* TASK REQUIREMENTS
Find every line in the records below that contains the word "index", and copy each such line.

* GIVEN ENTRIES
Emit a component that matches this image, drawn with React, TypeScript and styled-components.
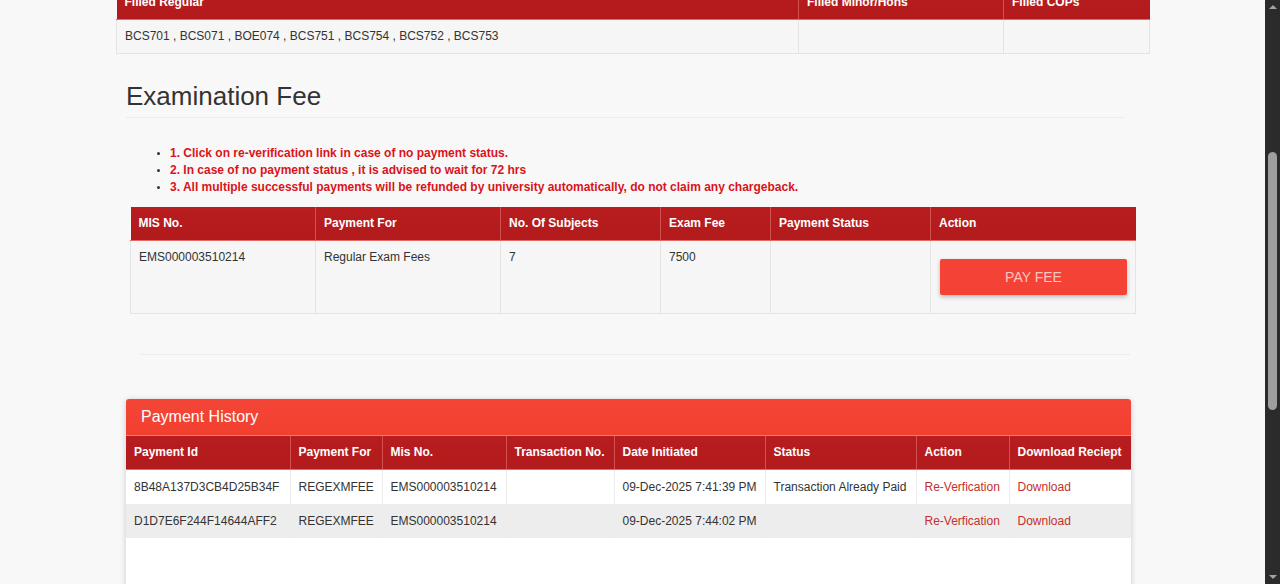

==

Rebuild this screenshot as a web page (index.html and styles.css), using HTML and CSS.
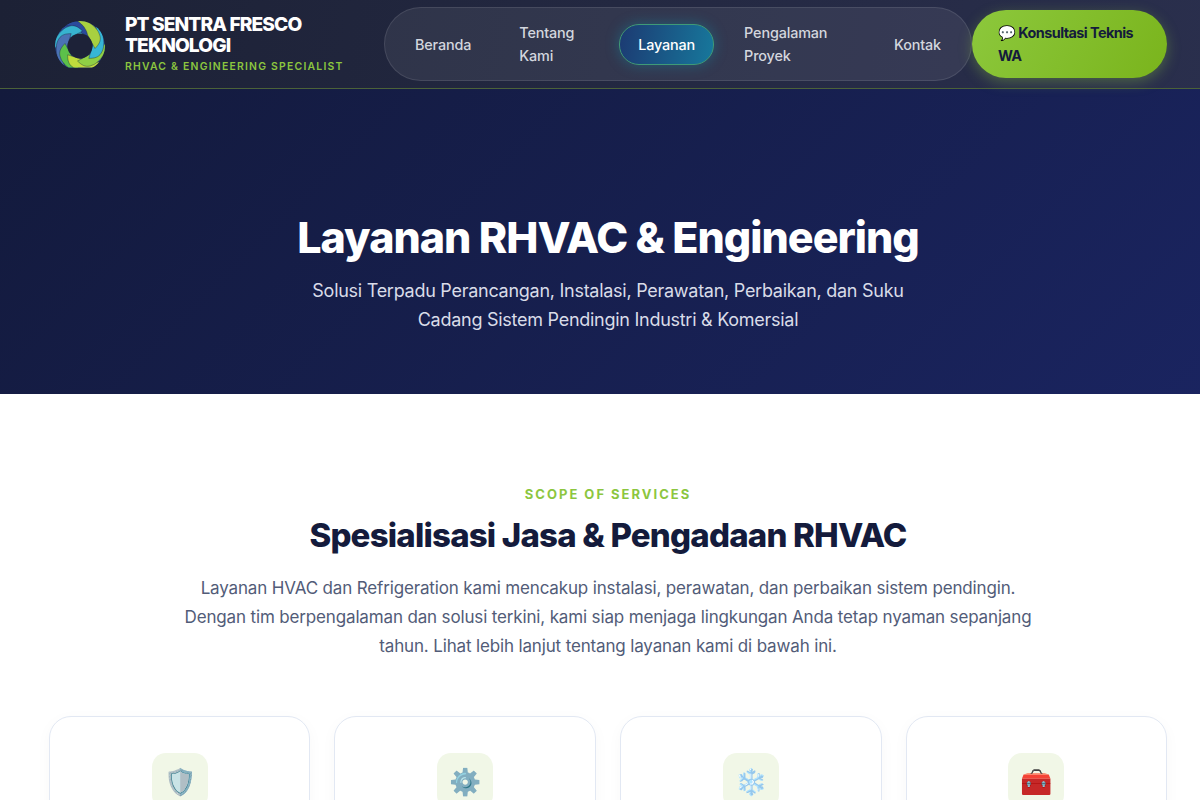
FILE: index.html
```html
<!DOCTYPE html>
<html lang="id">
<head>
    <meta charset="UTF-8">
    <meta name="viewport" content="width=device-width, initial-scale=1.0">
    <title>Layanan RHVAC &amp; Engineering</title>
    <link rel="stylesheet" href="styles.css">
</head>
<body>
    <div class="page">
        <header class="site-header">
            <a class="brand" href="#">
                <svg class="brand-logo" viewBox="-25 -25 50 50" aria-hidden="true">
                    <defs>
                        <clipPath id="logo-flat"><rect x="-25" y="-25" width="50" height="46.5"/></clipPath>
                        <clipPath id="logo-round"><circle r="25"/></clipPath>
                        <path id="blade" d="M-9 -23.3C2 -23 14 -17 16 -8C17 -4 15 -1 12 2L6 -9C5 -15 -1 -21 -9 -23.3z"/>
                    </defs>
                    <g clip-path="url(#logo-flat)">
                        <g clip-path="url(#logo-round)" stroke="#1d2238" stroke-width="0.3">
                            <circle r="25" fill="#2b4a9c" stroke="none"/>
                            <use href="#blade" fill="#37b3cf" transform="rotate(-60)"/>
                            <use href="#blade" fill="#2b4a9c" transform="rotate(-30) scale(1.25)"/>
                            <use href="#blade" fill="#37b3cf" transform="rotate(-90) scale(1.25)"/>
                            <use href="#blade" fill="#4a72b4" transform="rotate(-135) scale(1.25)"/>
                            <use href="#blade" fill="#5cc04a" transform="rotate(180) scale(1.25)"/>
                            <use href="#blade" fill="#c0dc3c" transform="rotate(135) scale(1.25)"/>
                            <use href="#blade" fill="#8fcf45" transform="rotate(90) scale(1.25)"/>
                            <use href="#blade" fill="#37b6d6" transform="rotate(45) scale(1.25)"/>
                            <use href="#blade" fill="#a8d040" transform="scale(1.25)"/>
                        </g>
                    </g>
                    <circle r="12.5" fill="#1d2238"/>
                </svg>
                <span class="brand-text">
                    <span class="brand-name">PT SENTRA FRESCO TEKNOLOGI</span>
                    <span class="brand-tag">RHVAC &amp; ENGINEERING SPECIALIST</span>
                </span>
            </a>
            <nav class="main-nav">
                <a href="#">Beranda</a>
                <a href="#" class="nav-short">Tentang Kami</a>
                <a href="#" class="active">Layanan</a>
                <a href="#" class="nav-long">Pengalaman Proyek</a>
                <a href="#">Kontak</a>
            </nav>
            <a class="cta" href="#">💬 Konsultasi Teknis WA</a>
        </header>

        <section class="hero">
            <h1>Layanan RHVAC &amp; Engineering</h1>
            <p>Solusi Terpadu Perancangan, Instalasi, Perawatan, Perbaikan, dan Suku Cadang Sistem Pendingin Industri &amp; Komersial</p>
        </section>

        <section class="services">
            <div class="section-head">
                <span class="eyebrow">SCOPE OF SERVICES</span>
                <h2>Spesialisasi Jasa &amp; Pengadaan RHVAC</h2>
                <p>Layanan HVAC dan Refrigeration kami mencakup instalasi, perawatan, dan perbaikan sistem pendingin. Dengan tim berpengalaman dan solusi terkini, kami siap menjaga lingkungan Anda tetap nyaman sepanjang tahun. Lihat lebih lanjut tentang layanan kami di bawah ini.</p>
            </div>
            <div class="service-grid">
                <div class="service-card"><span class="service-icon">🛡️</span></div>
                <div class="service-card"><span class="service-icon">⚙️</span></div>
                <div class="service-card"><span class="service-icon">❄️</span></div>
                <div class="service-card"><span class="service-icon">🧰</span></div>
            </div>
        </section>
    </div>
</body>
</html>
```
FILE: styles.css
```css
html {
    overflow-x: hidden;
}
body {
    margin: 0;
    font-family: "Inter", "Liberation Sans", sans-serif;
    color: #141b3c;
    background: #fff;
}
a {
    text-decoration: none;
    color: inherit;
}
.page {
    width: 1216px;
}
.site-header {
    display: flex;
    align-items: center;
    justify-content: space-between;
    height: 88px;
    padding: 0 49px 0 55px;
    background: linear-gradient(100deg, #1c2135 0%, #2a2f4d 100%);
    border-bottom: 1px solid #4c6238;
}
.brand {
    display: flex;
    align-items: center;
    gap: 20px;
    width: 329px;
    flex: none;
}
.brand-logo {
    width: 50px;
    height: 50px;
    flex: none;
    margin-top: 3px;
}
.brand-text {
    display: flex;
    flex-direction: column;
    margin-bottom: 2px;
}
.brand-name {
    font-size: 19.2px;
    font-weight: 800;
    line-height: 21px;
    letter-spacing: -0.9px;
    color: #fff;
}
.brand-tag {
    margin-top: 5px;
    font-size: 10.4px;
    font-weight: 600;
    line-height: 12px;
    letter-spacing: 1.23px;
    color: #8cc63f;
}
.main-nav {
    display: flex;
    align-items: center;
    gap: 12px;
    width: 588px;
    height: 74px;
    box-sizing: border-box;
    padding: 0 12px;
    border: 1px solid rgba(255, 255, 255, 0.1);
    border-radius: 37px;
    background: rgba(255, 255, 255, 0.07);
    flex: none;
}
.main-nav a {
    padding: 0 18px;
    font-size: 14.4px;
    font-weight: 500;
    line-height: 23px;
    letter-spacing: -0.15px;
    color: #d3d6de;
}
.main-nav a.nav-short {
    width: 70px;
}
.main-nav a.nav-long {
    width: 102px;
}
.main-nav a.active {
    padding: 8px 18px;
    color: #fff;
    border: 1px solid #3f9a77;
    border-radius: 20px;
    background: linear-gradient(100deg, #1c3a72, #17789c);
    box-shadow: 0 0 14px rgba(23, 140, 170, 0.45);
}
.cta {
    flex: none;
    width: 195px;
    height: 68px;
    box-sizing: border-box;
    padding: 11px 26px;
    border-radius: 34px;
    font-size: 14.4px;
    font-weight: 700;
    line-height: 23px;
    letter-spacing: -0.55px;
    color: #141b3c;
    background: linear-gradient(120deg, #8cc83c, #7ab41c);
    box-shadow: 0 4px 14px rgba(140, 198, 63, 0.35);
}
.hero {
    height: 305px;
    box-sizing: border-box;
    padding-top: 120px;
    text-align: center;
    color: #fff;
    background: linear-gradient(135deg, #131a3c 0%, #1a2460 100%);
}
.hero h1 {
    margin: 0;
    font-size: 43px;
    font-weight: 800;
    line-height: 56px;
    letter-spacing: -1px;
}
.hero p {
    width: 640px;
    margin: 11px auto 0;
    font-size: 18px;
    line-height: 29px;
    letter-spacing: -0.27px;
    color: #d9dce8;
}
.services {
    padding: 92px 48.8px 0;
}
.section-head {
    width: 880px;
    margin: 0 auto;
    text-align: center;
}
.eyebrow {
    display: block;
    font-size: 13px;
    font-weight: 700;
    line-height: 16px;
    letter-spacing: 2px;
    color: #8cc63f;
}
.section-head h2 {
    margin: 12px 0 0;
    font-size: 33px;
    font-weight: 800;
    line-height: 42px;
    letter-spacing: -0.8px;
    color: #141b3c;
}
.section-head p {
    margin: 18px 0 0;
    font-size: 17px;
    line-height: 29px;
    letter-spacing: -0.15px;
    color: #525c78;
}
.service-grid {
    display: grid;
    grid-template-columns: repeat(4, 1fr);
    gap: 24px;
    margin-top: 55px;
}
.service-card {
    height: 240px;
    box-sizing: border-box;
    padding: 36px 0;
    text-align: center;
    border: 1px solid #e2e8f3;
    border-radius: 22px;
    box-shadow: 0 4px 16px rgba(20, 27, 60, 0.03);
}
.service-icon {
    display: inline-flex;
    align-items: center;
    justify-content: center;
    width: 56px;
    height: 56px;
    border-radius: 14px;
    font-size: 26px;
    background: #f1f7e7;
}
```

---

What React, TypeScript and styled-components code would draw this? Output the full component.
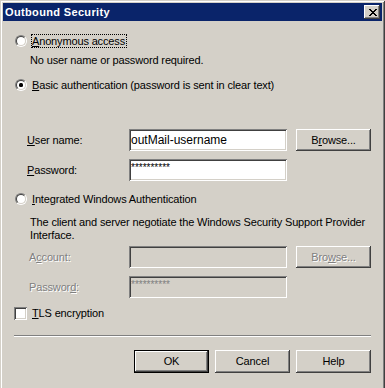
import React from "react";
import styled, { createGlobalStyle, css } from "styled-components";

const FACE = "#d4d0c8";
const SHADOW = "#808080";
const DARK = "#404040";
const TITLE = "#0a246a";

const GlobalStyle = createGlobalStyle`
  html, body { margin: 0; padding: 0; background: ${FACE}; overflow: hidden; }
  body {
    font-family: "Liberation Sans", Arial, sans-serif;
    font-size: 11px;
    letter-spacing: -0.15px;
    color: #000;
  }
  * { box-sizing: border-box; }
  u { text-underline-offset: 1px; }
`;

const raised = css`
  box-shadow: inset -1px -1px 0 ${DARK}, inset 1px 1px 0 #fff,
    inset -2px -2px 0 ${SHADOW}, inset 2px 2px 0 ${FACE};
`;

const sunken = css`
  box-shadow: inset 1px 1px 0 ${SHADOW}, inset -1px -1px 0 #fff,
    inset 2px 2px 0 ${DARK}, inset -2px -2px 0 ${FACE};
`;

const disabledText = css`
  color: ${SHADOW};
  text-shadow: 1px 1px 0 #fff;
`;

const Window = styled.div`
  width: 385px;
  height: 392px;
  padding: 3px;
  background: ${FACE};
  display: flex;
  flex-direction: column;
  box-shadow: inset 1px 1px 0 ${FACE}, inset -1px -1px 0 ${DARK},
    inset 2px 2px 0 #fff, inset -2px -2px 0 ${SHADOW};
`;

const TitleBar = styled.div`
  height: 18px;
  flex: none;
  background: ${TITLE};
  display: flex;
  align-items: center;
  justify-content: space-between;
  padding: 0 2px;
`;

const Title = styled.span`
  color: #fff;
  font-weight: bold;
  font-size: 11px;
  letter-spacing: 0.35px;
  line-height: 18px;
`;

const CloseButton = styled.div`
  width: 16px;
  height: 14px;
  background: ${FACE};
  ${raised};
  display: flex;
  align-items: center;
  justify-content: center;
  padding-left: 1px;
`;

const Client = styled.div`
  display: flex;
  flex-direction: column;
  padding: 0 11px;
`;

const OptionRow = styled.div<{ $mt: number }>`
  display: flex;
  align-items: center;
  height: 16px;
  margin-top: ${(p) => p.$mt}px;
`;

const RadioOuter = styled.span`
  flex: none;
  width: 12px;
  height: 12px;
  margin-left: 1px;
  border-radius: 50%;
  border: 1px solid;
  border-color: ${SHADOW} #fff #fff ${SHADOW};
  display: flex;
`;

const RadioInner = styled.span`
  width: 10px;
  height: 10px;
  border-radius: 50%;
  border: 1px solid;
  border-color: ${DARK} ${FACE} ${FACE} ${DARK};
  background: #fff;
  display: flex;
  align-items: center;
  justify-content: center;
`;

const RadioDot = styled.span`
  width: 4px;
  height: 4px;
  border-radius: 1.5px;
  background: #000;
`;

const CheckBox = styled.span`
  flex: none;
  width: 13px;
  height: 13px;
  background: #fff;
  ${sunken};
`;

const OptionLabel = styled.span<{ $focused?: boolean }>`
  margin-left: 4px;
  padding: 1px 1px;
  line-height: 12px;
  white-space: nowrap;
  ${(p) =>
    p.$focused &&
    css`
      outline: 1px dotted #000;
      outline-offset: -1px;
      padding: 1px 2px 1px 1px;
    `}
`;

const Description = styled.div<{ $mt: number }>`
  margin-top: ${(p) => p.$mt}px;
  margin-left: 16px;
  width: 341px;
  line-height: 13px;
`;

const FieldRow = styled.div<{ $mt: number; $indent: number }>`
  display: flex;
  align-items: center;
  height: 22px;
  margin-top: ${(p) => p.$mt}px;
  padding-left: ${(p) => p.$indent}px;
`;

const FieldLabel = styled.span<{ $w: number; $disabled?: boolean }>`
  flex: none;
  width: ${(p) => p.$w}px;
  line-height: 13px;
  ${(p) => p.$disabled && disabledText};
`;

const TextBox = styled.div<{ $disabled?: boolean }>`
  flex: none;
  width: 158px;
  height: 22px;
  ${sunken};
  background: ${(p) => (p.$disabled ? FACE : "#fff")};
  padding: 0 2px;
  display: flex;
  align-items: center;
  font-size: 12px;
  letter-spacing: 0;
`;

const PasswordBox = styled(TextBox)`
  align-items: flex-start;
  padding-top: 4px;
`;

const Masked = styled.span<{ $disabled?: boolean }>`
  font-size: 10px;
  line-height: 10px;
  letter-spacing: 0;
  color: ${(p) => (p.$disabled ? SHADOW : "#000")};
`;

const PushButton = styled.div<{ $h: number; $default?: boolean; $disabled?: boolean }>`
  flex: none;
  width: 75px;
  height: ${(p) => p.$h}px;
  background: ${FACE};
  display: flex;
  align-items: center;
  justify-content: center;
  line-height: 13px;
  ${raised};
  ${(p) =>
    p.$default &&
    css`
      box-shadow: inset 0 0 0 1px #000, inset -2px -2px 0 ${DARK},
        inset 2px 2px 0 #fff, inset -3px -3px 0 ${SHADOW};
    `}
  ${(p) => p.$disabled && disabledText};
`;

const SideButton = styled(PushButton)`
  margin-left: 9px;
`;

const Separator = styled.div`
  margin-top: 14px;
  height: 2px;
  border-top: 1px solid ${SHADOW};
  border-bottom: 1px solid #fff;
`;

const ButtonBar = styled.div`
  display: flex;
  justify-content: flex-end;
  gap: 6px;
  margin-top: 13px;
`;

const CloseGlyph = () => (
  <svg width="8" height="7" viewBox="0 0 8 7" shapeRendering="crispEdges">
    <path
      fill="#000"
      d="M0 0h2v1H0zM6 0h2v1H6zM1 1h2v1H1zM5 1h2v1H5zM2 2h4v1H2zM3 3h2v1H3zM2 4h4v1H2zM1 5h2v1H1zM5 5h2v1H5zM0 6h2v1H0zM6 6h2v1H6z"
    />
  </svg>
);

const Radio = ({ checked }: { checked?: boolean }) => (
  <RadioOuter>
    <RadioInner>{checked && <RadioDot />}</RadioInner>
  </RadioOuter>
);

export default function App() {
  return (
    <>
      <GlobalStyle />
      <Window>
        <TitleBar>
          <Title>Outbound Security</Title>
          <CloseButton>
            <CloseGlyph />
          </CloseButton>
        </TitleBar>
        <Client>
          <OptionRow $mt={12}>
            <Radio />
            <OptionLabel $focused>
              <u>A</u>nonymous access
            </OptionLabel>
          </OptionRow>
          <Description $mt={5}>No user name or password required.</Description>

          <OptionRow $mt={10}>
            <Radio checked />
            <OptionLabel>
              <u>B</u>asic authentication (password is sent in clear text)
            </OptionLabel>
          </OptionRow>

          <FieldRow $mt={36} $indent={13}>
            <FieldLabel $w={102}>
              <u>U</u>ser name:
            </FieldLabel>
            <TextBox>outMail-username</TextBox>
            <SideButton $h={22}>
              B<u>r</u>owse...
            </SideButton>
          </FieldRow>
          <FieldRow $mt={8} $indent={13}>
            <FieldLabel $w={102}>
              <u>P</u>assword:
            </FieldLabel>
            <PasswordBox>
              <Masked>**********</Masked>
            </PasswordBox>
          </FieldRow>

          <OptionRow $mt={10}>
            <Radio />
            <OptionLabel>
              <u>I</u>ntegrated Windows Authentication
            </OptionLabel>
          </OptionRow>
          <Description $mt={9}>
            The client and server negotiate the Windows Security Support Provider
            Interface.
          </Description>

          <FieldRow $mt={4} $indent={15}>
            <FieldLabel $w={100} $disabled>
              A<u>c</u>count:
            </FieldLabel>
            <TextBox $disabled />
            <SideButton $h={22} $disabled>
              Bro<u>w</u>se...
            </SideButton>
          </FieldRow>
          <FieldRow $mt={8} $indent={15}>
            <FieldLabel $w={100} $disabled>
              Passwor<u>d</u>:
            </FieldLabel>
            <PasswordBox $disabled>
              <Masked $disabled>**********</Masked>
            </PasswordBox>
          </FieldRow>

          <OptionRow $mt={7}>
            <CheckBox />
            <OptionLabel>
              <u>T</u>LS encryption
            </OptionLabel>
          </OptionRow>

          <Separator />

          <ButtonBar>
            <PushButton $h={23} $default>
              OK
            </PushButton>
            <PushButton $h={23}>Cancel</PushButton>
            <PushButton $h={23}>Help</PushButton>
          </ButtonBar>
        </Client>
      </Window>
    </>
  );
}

* ANSWER IN FULL
Rebuild this screenshot as a web page (index.html and styles.css), using HTML and CSS.
FILE: index.html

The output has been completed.